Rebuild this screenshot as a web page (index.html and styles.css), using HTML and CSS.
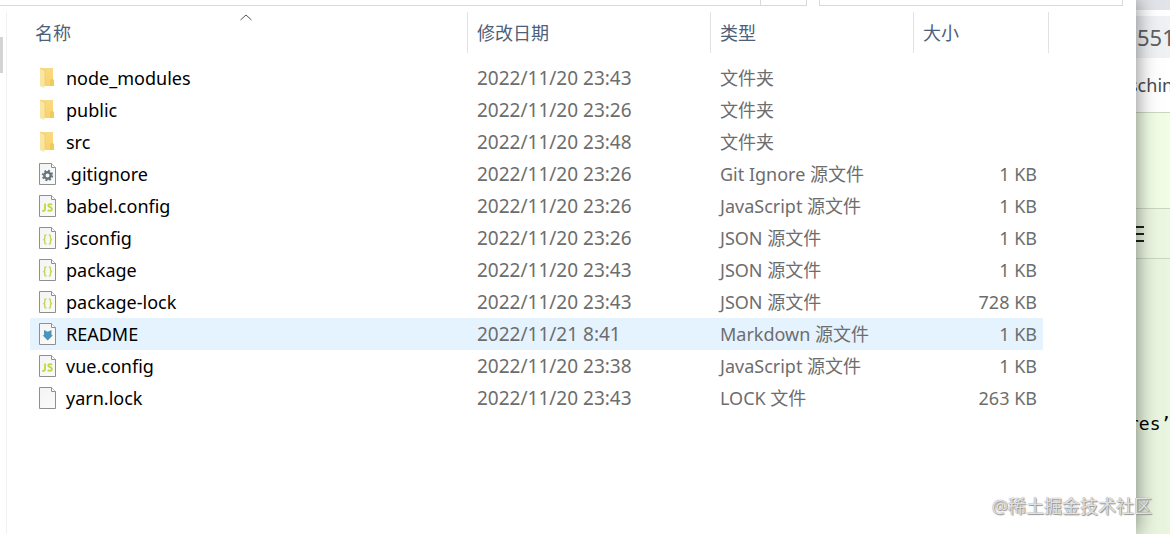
FILE: index.html
```
<!DOCTYPE html>
<html lang="zh-CN">
<head>
    <meta charset="UTF-8">
    <meta name="viewport" content="width=device-width, initial-scale=1.0">
    <title>文件资源管理器</title>
    <link rel="stylesheet" href="styles.css">
</head>
<body>
    <!-- shared icon shapes -->
    <svg class="defs" width="0" height="0" aria-hidden="true">
        <defs>
            <linearGradient id="paper" x1="0" y1="0" x2="1" y2="1">
                <stop offset="0" stop-color="#f4f4f4"/>
                <stop offset="1" stop-color="#fafafa"/>
            </linearGradient>
            <linearGradient id="gold" x1="0" y1="0" x2="0" y2="1">
                <stop offset="0" stop-color="#f6da84"/>
                <stop offset="1" stop-color="#f8d468"/>
            </linearGradient>
            <symbol id="folder" viewBox="0 0 18 22">
                <path d="M1 1H14V12L15 14V19H3L1 18Z" fill="url(#gold)"/>
                <path d="M11 14L12 12H14L15 14V19H11Z" fill="#f2c95c"/>
                <path d="M1 1L5 3Q6 4 6 6V18L5 21L1 19Z" fill="#fbe5a2"/>
                <path d="M1 1L5 3Q6 4 6 6V18" fill="none" stroke="#e9c667" stroke-width="0.6"/>
            </symbol>
            <symbol id="page" viewBox="0 0 18 22">
                <path d="M0.5 0.5H12.5L16.5 4.5V21.5H0.5Z" fill="url(#paper)" stroke="#8f8f8f"/>
                <path d="M12.5 0.5V4.5H16.5" fill="#fff" stroke="#8f8f8f"/>
            </symbol>
            <symbol id="gear" viewBox="0 0 18 22">
                <use href="#page"/>
                <circle cx="8.5" cy="12.5" r="3.2" fill="none" stroke="#68737a" stroke-width="2.4"/>
                <circle cx="8.5" cy="12.5" r="4.8" fill="none" stroke="#68737a" stroke-width="1.8" stroke-dasharray="1.9 1.87"/>
            </symbol>
            <symbol id="js" viewBox="0 0 18 22">
                <use href="#page"/>
                <path d="M6 8.5V14.2Q6 16.4 3.2 15.6M13.2 9.6Q9.2 8.4 9.2 10.6C9.2 12.4 13 12 13 14.1Q13 16.6 8.6 15.3" fill="none" stroke="#c3d63c" stroke-width="1.8"/>
            </symbol>
            <symbol id="json" viewBox="0 0 18 22">
                <use href="#page"/>
                <path d="M7.5 8H6.8Q5.8 8 5.8 9.2V11.2Q5.8 12.5 4.2 12.5Q5.8 12.5 5.8 13.8V15.8Q5.8 17 6.8 17H7.5M9.8 8H10.5Q11.5 8 11.5 9.2V11.2Q11.5 12.5 13.1 12.5Q11.5 12.5 11.5 13.8V15.8Q11.5 17 10.5 17H9.8" fill="none" stroke="#c3d65a" stroke-width="1.4"/>
            </symbol>
            <symbol id="md" viewBox="0 0 18 22">
                <use href="#page"/>
                <path d="M5 7L8.7 8.7L12.5 7V12.2H14L8.7 17.5L3.5 12.2H5Z" fill="#4c94b8"/>
            </symbol>
        </defs>
    </svg>

    <main class="explorer">
        <div class="toolbar">
            <div class="address"><div class="refresh"></div></div>
            <div class="search"></div>
        </div>
        <div class="pane">
            <div class="nav"><div class="thumb"></div></div>
            <div class="list">
                <table>
                    <thead>
                        <tr>
                            <th class="col-name">
                                <svg class="sort" width="12" height="7" viewBox="0 0 12 7"><path d="M0.5 6L6 1L11.5 6" fill="none" stroke="#555"/></svg>
                                <button type="button">名称</button>
                            </th>
                            <th class="col-date"><button type="button">修改日期</button></th>
                            <th class="col-type"><button type="button">类型</button></th>
                            <th class="col-size"><button type="button">大小</button></th>
                        </tr>
                    </thead>
                    <tbody>
                        <tr>
                            <td class="name"><div class="file"><svg><use href="#folder"/></svg>node_modules</div></td>
                            <td class="date">2022/11/20 23:43</td>
                            <td>文件夹</td>
                            <td class="size"></td>
                        </tr>
                        <tr>
                            <td class="name"><div class="file"><svg><use href="#folder"/></svg>public</div></td>
                            <td class="date">2022/11/20 23:26</td>
                            <td>文件夹</td>
                            <td class="size"></td>
                        </tr>
                        <tr>
                            <td class="name"><div class="file"><svg><use href="#folder"/></svg>src</div></td>
                            <td class="date">2022/11/20 23:48</td>
                            <td>文件夹</td>
                            <td class="size"></td>
                        </tr>
                        <tr>
                            <td class="name"><div class="file"><svg><use href="#gear"/></svg>.gitignore</div></td>
                            <td class="date">2022/11/20 23:26</td>
                            <td>Git Ignore 源文件</td>
                            <td class="size">1 KB</td>
                        </tr>
                        <tr>
                            <td class="name"><div class="file"><svg><use href="#js"/></svg>babel.config</div></td>
                            <td class="date">2022/11/20 23:26</td>
                            <td>JavaScript 源文件</td>
                            <td class="size">1 KB</td>
                        </tr>
                        <tr>
                            <td class="name"><div class="file"><svg><use href="#json"/></svg>jsconfig</div></td>
                            <td class="date">2022/11/20 23:26</td>
                            <td>JSON 源文件</td>
                            <td class="size">1 KB</td>
                        </tr>
                        <tr>
                            <td class="name"><div class="file"><svg><use href="#json"/></svg>package</div></td>
                            <td class="date">2022/11/20 23:43</td>
                            <td>JSON 源文件</td>
                            <td class="size">1 KB</td>
                        </tr>
                        <tr>
                            <td class="name"><div class="file"><svg><use href="#json"/></svg>package-lock</div></td>
                            <td class="date">2022/11/20 23:43</td>
                            <td>JSON 源文件</td>
                            <td class="size">728 KB</td>
                        </tr>
                        <tr class="active">
                            <td class="name"><div class="file"><svg><use href="#md"/></svg>README</div></td>
                            <td class="date">2022/11/21 8:41</td>
                            <td>Markdown 源文件</td>
                            <td class="size">1 KB</td>
                        </tr>
                        <tr>
                            <td class="name"><div class="file"><svg><use href="#js"/></svg>vue.config</div></td>
                            <td class="date">2022/11/20 23:38</td>
                            <td>JavaScript 源文件</td>
                            <td class="size">1 KB</td>
                        </tr>
                        <tr>
                            <td class="name"><div class="file"><svg><use href="#page"/></svg>yarn.lock</div></td>
                            <td class="date">2022/11/20 23:43</td>
                            <td>LOCK 文件</td>
                            <td class="size">263 KB</td>
                        </tr>
                    </tbody>
                </table>
            </div>
        </div>
    </main>

    <!-- browser window behind the explorer -->
    <aside class="behind">
        <div class="tabs"></div>
        <div class="url">551</div>
        <div class="bookmarks">schin</div>
        <div class="banner"></div>
        <div class="tools">
            <svg width="8" height="18" viewBox="0 0 8 18"><path d="M0 2H8M0 9H8M0 16H8" stroke="#1d211b" stroke-width="2"/></svg>
        </div>
        <div class="editor">res’</div>
    </aside>

    <div class="watermark">@稀土掘金技术社区</div>
</body>
</html>
```

FILE: styles.css
```
* {box-sizing: border-box;}
body {
    margin: 0; min-height: 100vh; display: flex; position: relative;
    overflow: hidden; background-color: white;
    font-family: "Noto Sans", "Noto Sans CJK SC", sans-serif;
    font-size: 18px; line-height: 24px;
}
.defs {position: absolute;}

/* explorer window */
.explorer {
    flex: 1; display: flex; flex-direction: column;
    position: relative; z-index: 1; background-color: white;
    box-shadow: 0 0 20px rgba(0, 0, 0, 0.5);
}
.toolbar {display: flex; gap: 12px; height: 6px; padding-right: 13px;}
.address, .search {border: 1px solid #d9d9d9; border-top: none;}
.address {flex: 1; border-left: none; display: flex; justify-content: flex-end;}
.refresh {width: 46px; border-left: 1px solid #d9d9d9;}
.search {width: 304px;}

.pane {flex: 1; display: flex; padding-top: 6px;}
.nav {width: 7px; border-right: 1px solid #f0f0f0; padding-top: 25px;}
.thumb {width: 3px; height: 36px; background-color: #d4d4d4;}
.list {flex: 1; padding: 0 87px 0 23px;}

table {width: 100%; table-layout: fixed; border-collapse: separate; border-spacing: 0;}
th {
    height: 41px; padding: 0 0 0 9px; position: relative;
    border-right: 1px solid #e2e2e2; text-align: left; font-weight: normal;
}
th button {
    padding: 0; border: none; background: none;
    font: inherit; color: #4c607a; cursor: pointer;
}
.col-name {padding-left: 5px;}
.col-date {width: 243px;}
.col-type {width: 203px;}
.col-size {width: 135px;}
.sort {position: absolute; top: 2px; left: 48%;}
tbody::before {content: ""; display: block; height: 9px;}

td {height: 32px; padding: 0 0 0 9px; color: #6d6d6d; white-space: nowrap;}
.name {color: black;}
.file {display: flex; align-items: center; gap: 9px;}
.file svg {width: 18px; height: 22px;}
.date {font-size: 19px;}
.size {
    text-align: right; padding-right: 6px;
    border-right: 6px solid transparent; background-clip: padding-box;
}
tbody tr:hover td, .active td {background-color: #e5f3ff;}

/* strip of the browser */
.behind {width: 34px; display: flex; flex-direction: column; background-color: white;}
.tabs {height: 10px; background-color: #e3e4e9; margin-bottom: 6px;}
.url {
    height: 42px; padding-left: 1px; background-color: #eff1f3;
    font-size: 22px; line-height: 42px; color: #5c6064;
}
.bookmarks {height: 54px; margin-left: -7px; line-height: 54px; color: #46494d;}
.banner {height: 96px; border-top: 1px solid #cbd6c1; background-color: #f1fde5;}
.tools {
    height: 51px; display: flex; align-items: center;
    border-top: 1px solid #cbd6c1; border-bottom: 1px solid #cbd6c1; background-color: #ecf7e2;
}
.editor {
    flex: 1; padding-top: 153px; text-indent: -8px; background-color: #e9f5df;
    font-family: "DejaVu Sans Mono", monospace; color: black;
}

.watermark {
    position: absolute; right: 18px; bottom: 16px; z-index: 2;
    color: rgba(255, 255, 255, 0.8); text-shadow: 0 0 1px #666, 1px 1px 1px #999;
}
```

**What to work on**: Read the data above and pull out each line that holds the string "index".

**Final result**:
Rebuild this screenshot as a web page (index.html and styles.css), using HTML and CSS.
FILE: index.html
    position: relative; z-index: 1; background-color: white;
    position: absolute; right: 18px; bottom: 16px; z-index: 2;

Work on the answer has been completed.